On February 9, 2001, pursuant to Practice Book § 17-43,1 Blevin filed a motion to set aside the default judgment and to answer the complaint late. Blevin's argues that the default judgment is void and unenforceable because the plaintiffs did not comply with the notice provision of Practice Book § 17-22.2 Blevin's affidavit, which is incorporated into his supporting memorandum, attests that he never received notice of the judgment after default, and that he didn't become aware of the judgment until February 6, 2001, when his attorney informed him of its existence. Because of the plaintiffs' failure to comply with the notice provision, Blevin argues, the court has the authority to open the default beyond the four month statutory limitation period set out in Practice Book § 17-43(a).
The plaintiffs object to the motion to set aside the default judgment, arguing that Practice Book § 17-22 "should be interpreted to require the prevailing party to send the terms of any judgment secured relative to a default after said terms have been entered by the Court." (Emphasis in original.) Plaintiffs' Memorandum in Opposition, p. 1. The plaintiffs further argue that Blevin has received ample notice of the pendency of this action, that he has been served or received by either regular or certified mail many documents and motions, and as soon as the hearing in damages occurs, he will also receive notice of the terms of any judgment within the ten days specified in Practice Book § 17-22.

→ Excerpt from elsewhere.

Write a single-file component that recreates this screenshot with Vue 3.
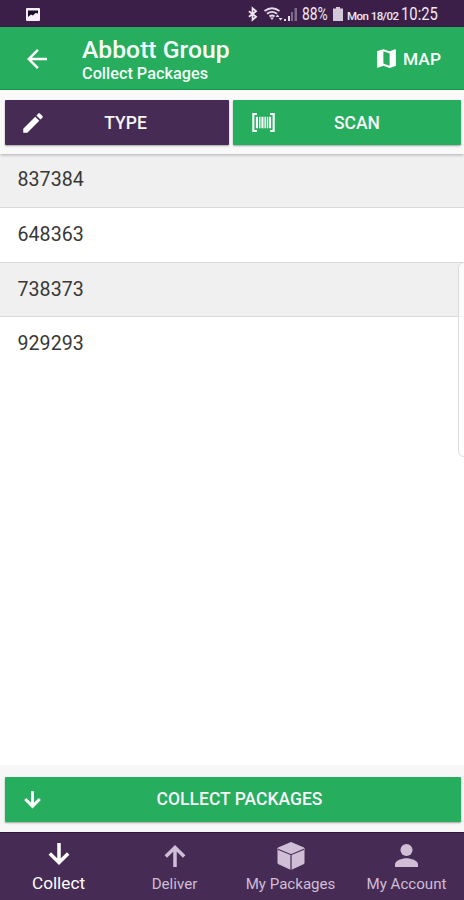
<script setup>
const packages = ['837384', '648363', '738373', '929293']
const tabs = [
  { label: 'Collect', icon: 'down', active: true },
  { label: 'Deliver', icon: 'up' },
  { label: 'My Packages', icon: 'box' },
  { label: 'My Account', icon: 'person' },
]
</script>

<template>
  <div class="screen">
    <div class="status">
      <svg class="picture" viewBox="0 0 14 13"><rect width="14" height="13" rx="1" fill="#f6eef8" /><path d="M2 2.500h10v3L9.500 5 7 7.500 5 6.500 2 9z" fill="#1d0a28" /></svg>
      <div class="status-right">
        <svg class="bt" viewBox="0 0 10 14"><path d="M1 4l8 6-4 3.500v-13L9 4l-8 6" fill="none" stroke="#eee5f1" stroke-width="1.900" /></svg>
        <svg class="wifi" viewBox="0 0 19 14"><g fill="none" stroke="#e3d9e7" stroke-width="1.900"><path d="M.5 4Q8 -1.500 15.500 4M3 6.800Q8 3 13 6.800M5.500 9.500Q8 7.300 10.500 9.500" /></g><path d="M6 10.500L8 13l2-2.500zM11.500 10l2-2.500 2 2.500zM14.500 11h4l-2 2.500z" fill="#e3d9e7" /></svg>
        <svg class="signal" viewBox="0 0 14 13"><path d="M0 11h2v2H0zM4 8h2v5H4z" fill="#e3d9e7" /><path d="M7 4h2v9H7zM10.500 0h2.500v13h-2.500z" fill="#806c89" /></svg>
        <span class="pct"><b>88%</b></span>
        <svg class="battery" viewBox="0 0 10 14"><path d="M3 0h4v1.500h3V14H0V1.500h3z" fill="#d3c8d8" /></svg>
        <span class="date">Mon 18/02</span>
        <span class="time"><b>10:25</b></span>
      </div>
    </div>

    <header class="header">
      <svg class="back" viewBox="0 0 24 24"><path d="M20 11H7.830l5.590-5.590L12 4l-8 8 8 8 1.410-1.410L7.830 13H20v-2z" /></svg>
      <div class="titles">
        <h1>Abbott Group</h1>
        <p>Collect Packages</p>
      </div>
      <div class="map">
        <svg viewBox="0 0 24 24"><path d="M20.500 3l-.16.030L15 5.100 9 3 3.360 4.900c-.21.070-.36.250-.36.480V20.500c0 .280.220.500.500.500l.16-.030L9 18.900l6 2.100 5.640-1.900c.21-.070.360-.250.360-.480V3.500c0-.280-.220-.500-.500-.500zM15 19l-6-2.110V5l6 2.110V19z" /></svg>
        <span>MAP</span>
      </div>
    </header>

    <div class="actions">
      <button class="btn type">
        <svg class="pencil" viewBox="0 0 24 24"><path d="M3 17.250V21h3.750L17.810 9.940l-3.750-3.750L3 17.250zM20.710 7.040c.390-.390.390-1.020 0-1.410l-2.340-2.340c-.390-.390-1.020-.390-1.410 0l-1.830 1.830 3.750 3.750 1.830-1.830z" /></svg>
        <span>TYPE</span>
      </button>
      <button class="btn scan">
        <svg class="barcode" viewBox="0 0 24 20"><path d="M5 1.100H1.300v17.800H5M19 1.100h3.700v17.800H19" fill="none" stroke="#fff" stroke-width="2.200" /><path d="M4 4h2.200v12H4zM7.300 4h1.500v12H7.300zM9.800 4h2.200v12H9.800zM13 4h1.500v12H13zM15.500 4h1.500v12h-1.500zM18 4h2v12h-2z" /></svg>
        <span>SCAN</span>
      </button>
    </div>

    <main class="content">
      <ul class="list">
        <li v-for="p in packages" :key="p">{{ p }}</li>
      </ul>
      <div class="edge"></div>
    </main>

    <div class="submit">
      <button class="btn collect">
        <svg class="down" viewBox="0 0 24 24"><path d="M12 4v14M5 11.500l7 7 7-7" fill="none" stroke="#fff" stroke-width="2.900" /></svg>
        <span>COLLECT PACKAGES</span>
      </button>
    </div>

    <nav class="tabs">
      <div v-for="t in tabs" :key="t.label" class="tab" :class="{ active: t.active }">
        <div class="tab-icon">
          <svg v-if="t.icon === 'down'" class="arrow down-tab" viewBox="0 0 22 22"><path d="M11 0v19M1.800 10.500l9.200 9 9.200-9" fill="none" stroke="currentColor" stroke-width="3.500" /></svg>
          <svg v-else-if="t.icon === 'up'" class="arrow" viewBox="0 0 22 22"><path d="M11 22V3M1.800 11.500l9.200-9 9.200 9" fill="none" stroke="currentColor" stroke-width="3.500" /></svg>
          <svg v-else-if="t.icon === 'box'" class="box" viewBox="0 0 28 28"><path d="M14 .5L27 6v15.500L14 27.500 1 21.500V6z" fill="currentColor" stroke="currentColor" stroke-linejoin="round" /><path d="M1 7.300l13 5.400 13-5.400M14 12.700V28" fill="none" stroke="#462c55" stroke-width="1.200" /></svg>
          <svg v-else class="person" viewBox="0 0 24 24"><circle cx="12" cy="6.200" r="6.300" fill="currentColor" /><path d="M0 24v-2.800c0-4.200 7.500-6.400 12-6.400s12 2.200 12 6.400V24z" fill="currentColor" /></svg>
        </div>
        <span>{{ t.label }}</span>
      </div>
    </nav>
  </div>
</template>

<style>
body { margin: 0; background: #fff; }
</style>

<style scoped>
.screen { width: 464px; height: 900px; display: flex; flex-direction: column; overflow: hidden; background: #fff; font-family: Roboto, sans-serif; }
svg { display: block; flex: none; fill: #fff; overflow: visible; }
span { white-space: nowrap; }
.status { height: 27px; flex: none; box-sizing: border-box; background: #3b1f49; display: flex; justify-content: space-between; align-items: center; padding: 1px 26px 0 26px; color: #f0e8f3; }
.picture { width: 14px; height: 13px; }
.status-right { display: flex; align-items: center; }
.bt { width: 9px; height: 14px; margin-right: 7px; }
.wifi { width: 19px; height: 14px; margin-right: 1px; }
.signal { width: 14px; height: 13px; margin-right: 4px; }
.pct b, .time b { display: block; font-weight: 400; transform-origin: left center; }
.pct { font-size: 17.5px; width: 27px; }
.pct b { transform: scaleX(.79); }
.battery { width: 10px; height: 14px; margin: 0 4px 0 4px; }
.date { font-size: 11.5px; width: 50px; font-weight: 500; letter-spacing: -.55px; padding-top: 4px; }
.time { font-size: 18.5px; width: 37px; margin-left: 4px; }
.time b { transform: scaleX(.8); }
.header { height: 63px; flex: none; box-sizing: border-box; background: #26ad5e; border-bottom: 1px solid #1ba253; display: flex; align-items: center; padding: 0 23px 0 22px; color: #f5fff8; }
.back { width: 30px; height: 30px; margin-top: 1px; }
.titles { margin-left: 30px; flex: 1; padding-top: 4px; }
h1 { margin: 0; font-size: 24.7px; line-height: 28px; font-weight: 500; }
p { margin: 0; font-size: 16.3px; line-height: 20px; font-weight: 500; }
.map { display: flex; align-items: center; gap: 4.5px; font-size: 17.4px; font-weight: 500; padding-top: 1px; }
.map svg { width: 25px; height: 25px; }
.actions { height: 64px; flex: none; box-sizing: border-box; background: #f9f9f9; padding: 10px 3px 0 5px; display: grid; grid-template-columns: 224px 228px; gap: 4px; align-items: start; position: relative; z-index: 1; box-shadow: 0 1px 3px rgba(0,0,0,.28); }
.btn { height: 45px; border: 0; border-radius: 1px; padding: 0; font-family: inherit; font-size: 17.5px; font-weight: 500; color: #f7f4f8; display: grid; align-items: center; box-shadow: 0 1px 2px rgba(0,0,0,.35); }
.btn > svg, .btn > span { grid-area: 1 / 1; }
.btn > span { justify-self: center; }
.btn > svg { justify-self: start; }
.type { background: #462c55; }
.scan, .collect { background: #26ad5e; }
.type > span { padding-left: 17px; }
.scan > span { padding-left: 20px; }
.pencil { width: 26px; height: 26px; margin-left: 15px; }
.barcode { width: 23px; height: 19px; margin-left: 19px; }
.content { flex: 1; position: relative; }
.list { margin: 0; padding: 0; list-style: none; }
li { height: 54.6px; box-sizing: border-box; padding: 0 17.5px; display: flex; align-items: center; font-size: 19.6px; letter-spacing: .05px; color: #383838; border-bottom: 1px solid #d9d9d9; }
li:first-child { height: 54px; padding-bottom: 3px; }
li:nth-child(odd) { background: #f0f0f0; }
li:last-child { border-bottom: 0; padding-bottom: 1px; }
.edge { position: absolute; right: -6px; top: 108px; width: 10px; height: 193px; border: 1px solid #dcdcdc; border-radius: 6px; background: rgba(255,255,255,.75); }
.submit { height: 67px; flex: none; box-sizing: border-box; background: #f7f7f7; padding: 12px 3px 0 5px; }
.collect { width: 456px; }
.collect > span { padding-left: 13px; padding-bottom: 1px; }
.down { width: 25px; height: 25px; margin-left: 14.5px; }
.tabs { height: 68px; flex: none; box-sizing: border-box; border-top: 1px solid #2f163c; background: #462c55; display: grid; grid-template-columns: repeat(4, 116px); padding-left: .5px; color: #d0bdd6; }
.tab { display: flex; flex-direction: column; align-items: center; font-size: 15.1px; }
.tab-icon { height: 41px; display: flex; align-items: center; padding-top: 4px; box-sizing: border-box; }
.tab span { line-height: 20px; }
.arrow { width: 22px; height: 22px; }
.down-tab { margin-top: -3px; }
.box { width: 28px; height: 28px; }
.person { width: 23px; height: 23px; }
.tab.active { color: #fff; font-size: 17.2px; }
.tab.active span { line-height: 18px; }
</style>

"We have indicated that for the purpose of opening a default judgment pursuant to General Statutes § 52-212,3 a delay in notifying the defendant of the judgment would merely extend the time in which the defendant could move to set aside the judgment." (Footnote added.) HandyCT Page 7102v. Minwax Co., 46 Conn. App. 54, 57, 698 A.2d 339, cert. denied,243 Conn. 921, 701 A.2d 342 (1997); see Fontaine v. Thomas,51 Conn. App. 77, 80 n. 3, 720 A.2d 264 (1998) (trial court correctly entertained motion to open where plaintiff's counsel failed to comply with Practice Book § 17-22); DiSimone v. Vitello, 6 Conn. App. 390,393, 505 A.2d 745 (1986) (lack of demonstrated compliance with Practice Book § 17-22 serves to extend four month time period within which party may seek to open judgment). "[I]t is axiomatic that the right to move to open and vacate a judgment assumes that the party who is to exercise the right be given the opportunity to know that there is a judgment to open." (Internal quotation marks omitted.) Habura v.Kochanowicz, 40 Conn. App. 590, 593, 672 A.2d 512 (1996).
Blevin correctly asserts that a plaintiffs failure to comply with the notice provision of Practice Book § 17-22 extends the time within which the defendant may move to set aside the judgment. See Handy v.Minwax Co., supra, 46 Conn. App. 57; DiSimone v. Vitello, supra,6 Conn. App. 393. The plaintiffs, however, also raise a very interesting question of law, i.e., does the phrase contained in Practice Book §17-22, which states "which notice includes the terms of the judgment," imply that notice must be sent only after the hearing in damages where the terms of the judgment are rendered? Although the court finds some credence in the plaintiffs' construction of Practice Book § 17-22, it need not decide this issue at the present time; even if the court considered Blevin's motion timely, he has failed to demonstrate a sufficient justification for opening this judgment.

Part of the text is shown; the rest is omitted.